A interdependência global em termos económicos, políticos e tecnológicos cria uma rede de apoio que, embora frágil em alguns pontos, pode amortecer choques significativos. As sociedades atuais estão mais interligadas do que as do passado, e os sistemas globais podem se ajustar para prevenir um colapso catastrófico. Por exemplo, crises económicas globais podem ser aliviadas por políticas coordenadas entre grandes blocos, como vimos após a crise de 2008. A tecnologia moderna oferece soluções que não estavam disponíveis em crises passadas. Mesmo com os desafios climáticos, há inovações em energias renováveis, agricultura sustentável e inteligência artificial que podem, em parte, mitigar os impactos mais destrutivos das mudanças climáticas ou de crises económicas. Além disso, a capacidade de comunicação instantânea entre países permite respostas mais rápidas e coordenadas.

Embora haja críticas justas à eficácia de instituições globais como a ONU, a União Europeia ou o FMI, essas instituições ainda desempenham um papel importante em estabilizar crises. Diferente da queda de Roma, onde não havia sistemas de governança que pudessem lidar com o colapso de um império, hoje temos redes institucionais que tentam, ao menos em parte, coordenar respostas a crises transnacionais. Por outro lado, as sociedades contemporâneas, com suas economias de conhecimento, têm uma resiliência maior do que as sociedades agrícolas e industriais do passado.

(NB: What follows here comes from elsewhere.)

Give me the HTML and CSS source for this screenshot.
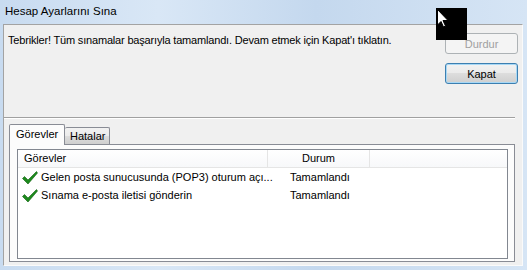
FILE: index.html
```html
<!DOCTYPE html>
<html lang="tr">
<head>
<meta charset="utf-8">
<title>Hesap Ayarlarını Sına</title>
<link rel="stylesheet" href="styles.css">
</head>
<body>
<div class="window">
  <div class="titlebar">Hesap Ayarlarını Sına</div>
  <div class="client">
    <div class="top">
      <p class="msg">Tebrikler! Tüm sınamalar başarıyla tamamlandı. Devam etmek için Kapat'ı tıklatın.</p>
      <div class="buttons">
        <button class="btn" disabled>Durdur</button>
        <button class="btn default">Kapat</button>
      </div>
    </div>
    <div class="sep"></div>
    <div class="tabs">
      <div class="tabstrip">
        <div class="tab active">Görevler</div>
        <div class="tab">Hatalar</div>
      </div>
      <div class="pane">
        <div class="list">
          <div class="header">
            <div class="hcol c1">Görevler</div>
            <div class="hcol c2">Durum</div>
            <div class="hcol c3"></div>
          </div>
          <div class="row">
            <div class="cell c1">
              <svg class="check" viewBox="0 0 16 14" width="16" height="14"><polygon points="0.5,7.5 2.5,5.5 6,9 14.5,0.5 15.5,2 6,13" fill="#1d8a1d" stroke="#0d5e0d" stroke-width="0.6" stroke-linejoin="round"/></svg>
              <span>Gelen posta sunucusunda (POP3) oturum açı...</span>
            </div>
            <div class="cell c2">Tamamlandı</div>
          </div>
          <div class="row">
            <div class="cell c1">
              <svg class="check" viewBox="0 0 16 14" width="16" height="14"><polygon points="0.5,7.5 2.5,5.5 6,9 14.5,0.5 15.5,2 6,13" fill="#1d8a1d" stroke="#0d5e0d" stroke-width="0.6" stroke-linejoin="round"/></svg>
              <span>Sınama e-posta iletisi gönderin</span>
            </div>
            <div class="cell c2">Tamamlandı</div>
          </div>
        </div>
      </div>
    </div>
  </div>
  <div class="cursor">
    <svg viewBox="0 0 12 19" width="12" height="19"><path d="M0.5 0.5 L0.5 16 L4 12.5 L6.5 18 L8.5 17 L6 11.5 L11 11.5 Z" fill="#fff" stroke="#000" stroke-width="1"/></svg>
  </div>
</div>
</body>
</html>
```

FILE: styles.css
```css
* { box-sizing: border-box; }
html, body { margin: 0; padding: 0; }
body {
  font-family: "Liberation Sans", Arial, sans-serif;
  font-size: 11px;
  color: #000;
  background: #c9dcf0;
}
.window {
  position: relative;
  width: 527px;
  height: 270px;
  display: flex;
  flex-direction: column;
  padding: 0 4px 4px 3px;
  background: linear-gradient(90deg, #c8dbf0 0%, #d9e7f6 30%, #c4d8ee 60%, #d6e5f5 100%);
}
.titlebar {
  height: 24px;
  line-height: 22px;
  padding-left: 2px;
  font-size: 11.5px;
  white-space: nowrap;
}
.client {
  flex: 1;
  display: flex;
  flex-direction: column;
  background: #f0f0f0;
  border-top: 1px solid #a3a3a3;
  border-left: 1px solid #a3a3a3;
  border-right: 1px solid #fafafa;
  border-bottom: 1px solid #fafafa;
}
.top {
  height: 92px;
  display: flex;
  justify-content: space-between;
  padding: 0 4px 0 4px;
}
.msg {
  margin: 0;
  padding-top: 7px;
  line-height: 16px;
  letter-spacing: -0.18px;
  white-space: nowrap;
}
.buttons {
  display: flex;
  flex-direction: column;
  gap: 9px;
  padding-top: 8px;
}
.btn {
  width: 73px;
  height: 21px;
  font: inherit;
  padding: 0;
  border-radius: 3px;
  color: #000;
  border: 1px solid #707070;
  background: linear-gradient(180deg, #f2f2f2 0%, #ebebeb 45%, #dddddd 50%, #cfcfcf 100%);
  box-shadow: inset 0 0 0 1px rgba(255,255,255,0.7);
}
.btn:disabled {
  color: #a0a0a0;
  border-color: #adb2b5;
  background: #f4f4f4;
  box-shadow: none;
}
.btn.default {
  border-color: #3c7fb1;
  box-shadow: inset 0 0 0 1px #a8d8f5;
}
.sep {
  height: 2px;
  margin-right: 7px;
  border-top: 1px solid #a0a0a0;
  border-bottom: 1px solid #ffffff;
}
.tabs {
  flex: 1;
  display: flex;
  flex-direction: column;
  margin: 5px 7px 3px 5px;
}
.tabstrip {
  display: flex;
  align-items: flex-end;
  height: 20px;
  position: relative;
  z-index: 1;
}
.tab {
  height: 17px;
  line-height: 16px;
  padding: 0 5px;
  border: 1px solid #898c95;
  border-bottom: none;
  border-left: none;
  border-radius: 2px 2px 0 0;
  background: linear-gradient(180deg, #f2f2f2 0%, #ebebeb 50%, #dddddd 50%, #cfcfcf 100%);
  width: 45px;
  white-space: nowrap;
}
.tab.active {
  height: 21px;
  margin-bottom: -1px;
  width: 56px;
  padding-left: 6px;
  line-height: 19px;
  border-left: 1px solid #898c95;
  background: #fcfcfc;
}
.pane {
  flex: 1;
  display: flex;
  border: 1px solid #898c95;
  background: #fcfcfc;
  padding: 4px 6px 2px 7px;
}
.list {
  flex: 1;
  border: 1px solid #828790;
  background: #fff;
}
.header {
  display: flex;
  height: 18px;
  line-height: 17px;
  border-bottom: 1px solid #e5e5e5;
  background: linear-gradient(180deg, #ffffff 0%, #f7f8fa 100%);
}
.hcol { border-right: 1px solid #e5e5e5; white-space: nowrap; }
.c1 { width: 250px; padding-left: 6px; }
.hcol.c2 { width: 102px; text-align: center; }
.hcol.c3 { flex: 1; border-right: none; }
.row {
  display: flex;
  height: 18px;
  align-items: center;
}
.cell { white-space: nowrap; display: flex; align-items: center; }
.cell.c1 { padding-left: 4px; gap: 3px; }
.cell.c2 { padding-left: 22px; }
.check { display: block; flex-shrink: 0; margin-top: 1px; }
.cursor {
  position: absolute;
  left: 436px;
  top: 8px;
  width: 31px;
  height: 32px;
  background: #000;
  padding: 1px 0 0 1px;
}
.cursor svg { display: block; }
```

Setores como a tecnologia da informação, serviços e a economia do conhecimento, embora vulneráveis, podem se ajustar mais rapidamente do que as economias que dependiam exclusivamente de recursos naturais ou produção industrial. Isso não elimina os riscos, mas cria uma flexibilidade que pode prevenir colapsos totais.

A memória do cataclismo da Segunda Guerra Mundial e a destruição que ele trouxe para a Europa e o mundo em geral criou, ao longo do tempo, uma aversão coletiva a conflitos dessa magnitude. O equilíbrio de poder nuclear, o desenvolvimento de diplomacia e a prevalência de tratados internacionais de paz são elementos que reduzem a probabilidade de uma guerra total nos moldes da Segunda Guerra. Embora ainda existam conflitos, como o da Ucrânia, o medo de um colapso global total tem, até agora, mantido as maiores potências numa tensão controlada. O que podemos ver é uma série de pequenas crises e colapsos localizados que forçam adaptações graduais. Desastres climáticos em uma região, colapsos económicos em outra, ascensão de regimes autoritários em certos países — tudo isso pode se somar a uma grande tensão global, mas sem levar ao colapso total. Essas crises locais podem servir como lições para outras sociedades, incentivando mudanças adaptativas antes que o colapso total se torne inevitável.

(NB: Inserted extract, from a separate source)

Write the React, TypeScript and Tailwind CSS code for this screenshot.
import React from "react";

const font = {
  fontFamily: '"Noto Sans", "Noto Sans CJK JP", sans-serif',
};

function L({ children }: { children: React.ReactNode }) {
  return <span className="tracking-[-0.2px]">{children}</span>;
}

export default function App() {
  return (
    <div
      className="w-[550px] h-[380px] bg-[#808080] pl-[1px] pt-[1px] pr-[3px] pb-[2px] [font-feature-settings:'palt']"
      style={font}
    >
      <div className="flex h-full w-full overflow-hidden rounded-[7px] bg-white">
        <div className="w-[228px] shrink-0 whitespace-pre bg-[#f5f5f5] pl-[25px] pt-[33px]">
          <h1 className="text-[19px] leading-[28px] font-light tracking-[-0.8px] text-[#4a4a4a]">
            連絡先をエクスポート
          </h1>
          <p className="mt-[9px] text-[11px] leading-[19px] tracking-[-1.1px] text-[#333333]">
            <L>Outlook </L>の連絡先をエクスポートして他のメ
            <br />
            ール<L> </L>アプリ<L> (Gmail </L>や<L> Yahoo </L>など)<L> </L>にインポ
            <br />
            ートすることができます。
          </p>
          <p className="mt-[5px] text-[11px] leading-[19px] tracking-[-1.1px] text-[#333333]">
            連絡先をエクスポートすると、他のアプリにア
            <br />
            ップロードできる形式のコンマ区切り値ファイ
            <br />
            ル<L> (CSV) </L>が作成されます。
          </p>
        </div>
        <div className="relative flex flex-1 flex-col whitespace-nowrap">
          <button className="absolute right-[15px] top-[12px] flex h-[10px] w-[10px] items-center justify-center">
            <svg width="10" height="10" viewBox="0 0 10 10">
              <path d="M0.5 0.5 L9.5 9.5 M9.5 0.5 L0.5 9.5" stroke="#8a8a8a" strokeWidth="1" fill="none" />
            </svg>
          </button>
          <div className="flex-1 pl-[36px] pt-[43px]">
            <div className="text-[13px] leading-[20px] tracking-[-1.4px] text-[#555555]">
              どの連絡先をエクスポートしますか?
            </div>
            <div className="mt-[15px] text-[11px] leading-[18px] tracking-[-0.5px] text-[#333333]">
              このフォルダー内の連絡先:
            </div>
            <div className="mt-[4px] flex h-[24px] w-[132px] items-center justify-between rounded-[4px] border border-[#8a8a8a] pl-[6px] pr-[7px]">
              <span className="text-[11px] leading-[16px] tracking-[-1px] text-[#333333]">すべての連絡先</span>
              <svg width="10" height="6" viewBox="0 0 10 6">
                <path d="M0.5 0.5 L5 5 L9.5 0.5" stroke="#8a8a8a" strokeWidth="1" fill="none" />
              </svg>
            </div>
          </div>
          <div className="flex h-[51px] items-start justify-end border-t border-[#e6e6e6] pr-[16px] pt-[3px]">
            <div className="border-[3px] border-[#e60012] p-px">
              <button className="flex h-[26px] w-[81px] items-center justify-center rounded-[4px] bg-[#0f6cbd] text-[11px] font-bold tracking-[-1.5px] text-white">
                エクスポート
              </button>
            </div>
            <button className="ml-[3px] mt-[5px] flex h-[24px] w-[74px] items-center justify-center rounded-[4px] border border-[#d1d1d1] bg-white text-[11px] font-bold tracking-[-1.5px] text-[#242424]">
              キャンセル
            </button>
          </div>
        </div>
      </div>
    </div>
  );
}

Entretanto, essa transição gradual não significa que não enfrentaremos desafios profundos. A acomodação pode ser lenta e dolorosa, e o caminho para uma sociedade mais resiliente e adaptada pode estar repleto de tensão, desigualdades e conflitos. Mas talvez o nosso tempo tenha mais mecanismos para evitar uma catástrofe total, como as que a história já testemunhou. Pelo menos para os próximos 50 anos, arrisco dizer que as sociedades dos países mais desenvolvidos conseguem superar as crises. Temo, contudo, que durante os próximos 50 anos infelizmente grandes populações vão sofrer coisas terríveis, por exemplo em África, com as secas e o aumento da temperatura climática. Enquanto as sociedades dos países mais desenvolvidos possuem maior capacidade de adaptação e resiliência, com infraestruturas mais robustas e recursos tecnológicos, é provável que as regiões menos desenvolvidas sofram de forma desproporcional. As secas severas, a desertificação e o aumento das temperaturas, somados a uma infraestrutura econômica e política frágil, criam condições muito difíceis para a sobrevivência e o bem-estar de milhões de pessoas. O impacto nas regiões africanas pode ser devastador.